I’d like to say I helped her, but that wouldn’t be true. I heard from her about a year later for a brief check in, and then we lost touch again.
Then, a few weeks ago she contacted me after reading one of my columns. She told me that she and Sam were finally together under one roof. Somehow, their four errant fingers found each other and formed a link. They got off the fence, merged lifelines and created a 3rd: They’re expecting a baby girl next month.
Delighted, I asked her what contributed to the breakthrough. This is what she told me:
“I’m not sure if “ breakthrough” would be the proper term. We went back and forth quite a bit, both of us ending it at one time or another. But, we always came back. So, finally we committed to committing. It takes daily work and lots of communication. But it feels right. “
We committed to committing.
Sometimes I trick myself into thinking that if I say the right words or do something brilliant, I’m influencing outcomes. But once in a while something happens that puts things in perspective: It’s got darned little to do with me.
I’ve worked with scores of couples in my career. Almost every one of them insisted on focusing on reasons for not committing instead of the other way around. Fence-sitting is Bardo. Not pleasant, but definitely a choice. Until one makes a commitment to committing, any reason will do. Life is abundant with opportunities to avoid committing to a person, or a career, or a goal. The people who succeed are the ones who commit to succeeding regardless of the circumstances.
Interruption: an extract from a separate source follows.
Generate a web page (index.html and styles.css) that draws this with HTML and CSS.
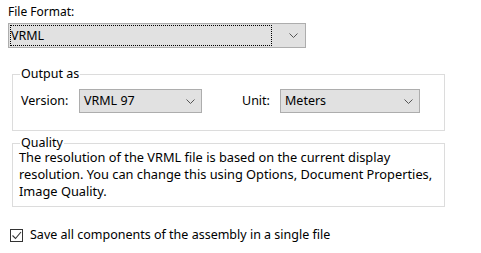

It’s easy to focus on disappointments and complaints about the other person. Maybe that’s natural. The elixir is in the willingness to make a commitment to being committed. Once that’s done, then you can tackle your differences. Waiting for the other to fix something or change before committing is a red herring. Gazing at your partner’s shortcomings is like staring through the hole in the chain-link fence, wishing it would close. Do that long enough, the only thing that can happen is the hole will grow. All your dreams slip through while you play the blame game.
Sam & Leela made a decision. They chose their WEdom. The result is this little baby girl.